Jika orang berpuasa misalnya tiba-tiba makan di siang hari, maka puasanya batal. Namun, Atep Kurnia menyebutkan istilah lain untuk batal. Dia mengungkapkan kata 'bocor' dikutip dari Kamus R.A. Danadibrata. Ungkapan 'bocor puasa' lebih lanjut dijelaskan sebagai 'batal di siang hari' sebagaimana dijelaskan oleh mistikus Sunda, Haji Hasan Mustapa dengan perumpamaan lambung perahu yang bocor.
Nah, ada orang-orang Sunda yang selalu mencari-cari alasan agar puasanya bocor atau batal. Boleh jadi dengan berpura-pura kecapaian, atau berpura-pura sakit, yang penting ada alasan untuk berbuka puasa di siang hari. Cara puasa orang-orang seperti itu diistilahkan dengan Puasa Kuda.
Puasa Kendang
Diistilahkan pula Puasa Tutup Kendang. Kendang adalah sebuah alat musik tabuh berupa selongsong kayu besar (kuluwung) yang setiap sisinya ditutup dengan kulit binatang. Kulit yang terbaik biasanya adalah jenis handalam. Yaitu, kulit kambing, sapi, kerbau yang masih muda, sehingga ketika diregangkan bahan tersebut punya elastisitas yang cocok.
Penutup kendang itu ditempel pada setiap ujung kuluwung dengan diikat menggunakan jalinan tali dari kulit yang disebut 'rarawat'. Rarawat bukan saja untuk mengikat tutup kendang, namun juga supaya permukaan kulit yang akan ditabuh dalam kondisi kencang.
Sebagaimana tutup kendang yang ada di setiap ujung, orang Sunda juga ada yang berpuasa di ujung awal dan ujung akhir saja. Cara berpuasa seperti ini di Sunda menjadi istilah 'Puasa Kendang' atau 'Puasa Tutup Kendang'.
Puasa Sadud
Puasa Sadud menjadi istilah yang 'akal-akalan' bagi orang Sunda. Sadud berarti 'puasa tapi udud' (berpuasa tapi merokok). Ini lantaran rokok bukan termasuk klasifikasi makanan atau minuman yang harus dijauhi. Padahal, merokok juga membatalkan puasa karena memasukkan sesuatu ke dalam 'jauf' (rongga) di badan.
Dikutip dari situs Forum TBM, Atep Kurnia menulis istilah 'Puasa Sadud' itu ditemukan dalam kamus susunan R. Hardjadibrata, Sundanese-English Dictionary.
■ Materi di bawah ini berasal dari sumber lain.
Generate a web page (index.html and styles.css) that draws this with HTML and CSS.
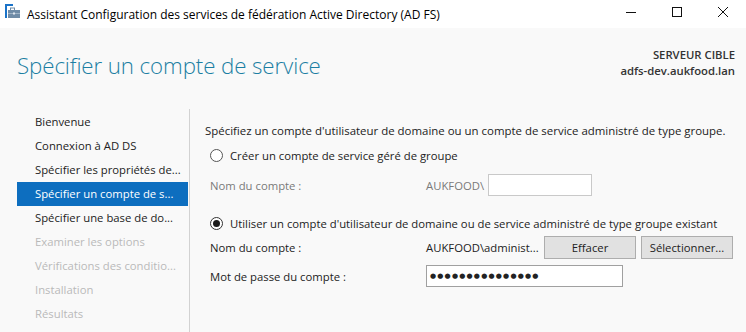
FILE: index.html
```html
<!DOCTYPE html>
<html lang="fr">
<head>
<meta charset="utf-8">
<title>Assistant Configuration AD FS</title>
<link rel="stylesheet" href="styles.css">
</head>
<body>
<div class="window">
  <div class="titlebar">
    <svg class="appicon" width="16" height="16" viewBox="0 0 16 16">
      <rect x="0" y="0" width="2" height="14" fill="#1a73c8"/>
      <rect x="0" y="0" width="8" height="2" fill="#1a73c8"/>
      <rect x="5.5" y="4" width="4" height="2.5" fill="none" stroke="#6f8ba6" stroke-width="1"/>
      <rect x="3" y="6" width="12" height="8" fill="#6f8ba6"/>
      <rect x="3" y="9" width="12" height="1" fill="#9fb3c6"/>
      <rect x="8" y="8.5" width="2" height="2" fill="#dfe6ee"/>
    </svg>
    <span class="wintitle">Assistant Configuration des services de fédération Active Directory (AD FS)</span>
    <div class="controls">
      <svg width="46" height="28" viewBox="0 0 46 28"><path d="M18 12.5h10" stroke="#111" stroke-width="1"/></svg>
      <svg width="46" height="28" viewBox="0 0 46 28"><rect x="18.5" y="7.5" width="9" height="9" fill="none" stroke="#111" stroke-width="1"/></svg>
      <svg width="46" height="28" viewBox="0 0 46 28"><path d="M18 7l10 10M28 7L18 17" stroke="#111" stroke-width="1"/></svg>
    </div>
  </div>
  <div class="main">
    <div class="header">
      <h1 class="pagetitle">Spécifier un compte de service</h1>
      <div class="target">
        <div>SERVEUR CIBLE</div>
        <div>adfs-dev.aukfood.lan</div>
      </div>
    </div>
    <div class="body">
      <nav class="steps">
        <div class="step">Bienvenue</div>
        <div class="step">Connexion à AD DS</div>
        <div class="step">Spécifier les propriétés de...</div>
        <div class="step active">Spécifier un compte de s...</div>
        <div class="step">Spécifier une base de do...</div>
        <div class="step disabled">Examiner les options</div>
        <div class="step disabled">Vérifications des conditio...</div>
        <div class="step disabled">Installation</div>
        <div class="step disabled">Résultats</div>
      </nav>
      <section class="content">
        <p class="intro">Spécifiez un compte d'utilisateur de domaine ou un compte de service administré de type groupe.</p>
        <div class="radio-row r1">
          <span class="radio"></span>
          <span>Créer un compte de service géré de groupe</span>
        </div>
        <div class="field-row f1 muted">
          <span class="label">Nom du compte :</span>
          <span class="value">AUKFOOD\</span>
          <span class="input small"></span>
        </div>
        <div class="radio-row r2">
          <span class="radio checked"></span>
          <span>Utiliser un compte d'utilisateur de domaine ou de service administré de type groupe existant</span>
        </div>
        <div class="field-row f2">
          <span class="label">Nom du compte :</span>
          <span class="value fixed">AUKFOOD\administ...</span>
          <span class="btn">Effacer</span>
          <span class="btn">Sélectionner...</span>
        </div>
        <div class="field-row f3">
          <span class="label">Mot de passe du compte :</span>
          <span class="input pwd">●●●●●●●●●●●●●●●</span>
        </div>
      </section>
    </div>
  </div>
</div>
</body>
</html>
```

FILE: styles.css
```css
* { box-sizing: border-box; }
html, body { margin: 0; padding: 0; }
body {
  width: 746px;
  height: 332px;
  overflow: hidden;
  font-family: "Open Sans", "Noto Sans", sans-serif;
  font-size: 11.3px;
  color: #222;
  background: #f9f9f9;
}
.window { display: flex; flex-direction: column; height: 332px; }
.titlebar {
  height: 28px;
  background: #fff;
  display: flex;
  align-items: center;
  flex-shrink: 0;
}
.appicon { margin-left: 5px; margin-top: -4px; flex-shrink: 0; }
.wintitle {
  margin-left: 6px;
  font-size: 12px;
  color: #000;
  flex: 1;
  white-space: nowrap;
}
.controls { display: flex; align-self: flex-start; }
.controls svg { display: block; }
.main { flex: 1; display: flex; flex-direction: column; }
.header {
  height: 81px;
  display: flex;
  justify-content: space-between;
  align-items: flex-start;
  padding: 0 11px 0 17px;
}
.pagetitle {
  margin: 22px 0 0 0;
  font-weight: 300;
  font-size: 22.3px;
  color: #1c7fa3;
  letter-spacing: -0.1px;
}
.target {
  margin-top: 19px;
  text-align: right;
  font-weight: 600;
  color: #333;
  line-height: 16px;
}
.body { flex: 1; display: flex; }
.steps {
  margin-left: 17px;
  width: 171px;
  padding-top: 1px;
}
.step {
  height: 24px;
  line-height: 24px;
  padding-left: 18px;
  color: #222;
  white-space: nowrap;
  overflow: hidden;
}
.step.active { background: #0d6ebf; color: #fff; }
.step.disabled { color: #b9b9b9; }
.content {
  flex: 1;
  border-left: 1px solid #d2d2d2;
  margin-left: 1px;
  padding: 14px 0 0 15px;
  display: flex;
  flex-direction: column;
}
.intro { margin: 0; line-height: 16px; white-space: nowrap; font-size: 11.45px; }
.radio-row {
  display: flex;
  align-items: center;
  gap: 7px;
  margin-left: 5px;
  height: 16px;
  white-space: nowrap;
}
.r1 { margin-top: 8px; }
.r2 { margin-top: 19px; }
.radio {
  width: 13px;
  height: 13px;
  border: 1px solid #333;
  border-radius: 50%;
  background: #fff;
  display: flex;
  align-items: center;
  justify-content: center;
  flex-shrink: 0;
}
.r1 .radio { border-color: #555; }
.radio.checked::after {
  content: "";
  width: 7px;
  height: 7px;
  border-radius: 50%;
  background: #1a1a1a;
}
.field-row {
  display: flex;
  align-items: center;
  margin-left: 5px;
  white-space: nowrap;
}
.label { width: 216px; flex-shrink: 0; }
.muted { color: #7a7a7a; }
.f1 { margin-top: 11px; height: 22px; }
.f2 { margin-top: 5px; height: 23px; }
.f3 { margin-top: 6px; height: 22px; }
.value { margin-right: 4px; }
.value.fixed { width: 114px; margin-right: 4px; }
.input {
  height: 22px;
  border: 1px solid #c9c9c9;
  background: #fff;
}
.input.small { width: 104px; }
.input.pwd {
  width: 197px;
  border-color: #a0a0a0;
  font-family: "DejaVu Sans", sans-serif;
  font-size: 7px;
  letter-spacing: 1.2px;
  color: #222;
  line-height: 20px;
  padding-left: 3px;
}
.btn {
  height: 23px;
  width: 92px;
  border: 1px solid #adadad;
  background: #e1e1e1;
  display: flex;
  align-items: center;
  justify-content: center;
  color: #222;
  margin-right: 5px;
}
```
Di dalam kamus itu dijelaskan bahwa orang dengan Puasa Sadud tetap menjaga diri dari hal-hal yang membatalkan puasa, kecuali merokok.
"diberi pengertian dengan "do all the fasting, except for smoking" (berpuasa, kecuali merokok)," tulis Atep.
Puasa Nyemen
Jika bermain-main ke jalan-jalan di perkotaan saat bulan Ramadan, barangkali di balik tirai penutup warung atau gerobak penjual makanan di pinggir jalan, terlihat hanya kaki-kaki orang saja sedang berada di sana.
Mereka tidak berpuasa, boleh jadi dengan alasan yang beragam. Ada alasan-alasan yang memperbolehkan orang tidak berpuasa, di antaranya bagi musafir atau orang yang sedang dalam perjalanan. Namun, ada juga yang sengaja tanpa alasan yang sahih berbuka puasa di siang hari atau istilah kiwarinya 'godin'.
Di dalam bahasa Sunda, kondisi yang demikian juga ada istilahnya. Disebut 'Puasa Nyemen'. Istilah ini menurut Atep Kurnia, ditemukan dalam Kamus Sunda-Inggris, R. Harjadibrata dengan ungkapan 'belekecepetnyemen'.
"Yaitu merasa malu karena kepergok makan selama bulan puasa ("feel embarassed caught eating during fasting month")," tulisnya.
Di dalam kursus bertajuk "Puasa & Lebaran Jaman Baheula" di atas, Kepala PDPBS Unpad Ganjar Kurnia mengatakan 'cemen' merupakan istilah yang diambil dari pertunjukan boneka Cina yang dalangnya duduk di belakang layar.
Secara lebih terperinci, dalam tulisan di situs Forum TBM, Atep Kurnia mengutip R. Harjadibrata bahwa 'cemen' atau 'nyemen' dapat diartikan "orang yang berada di balik layar terutama diterapkan kepada orang yang selama bulan Ramadan makan siang hari di belakang layar, sehingga dia tidak terlihat".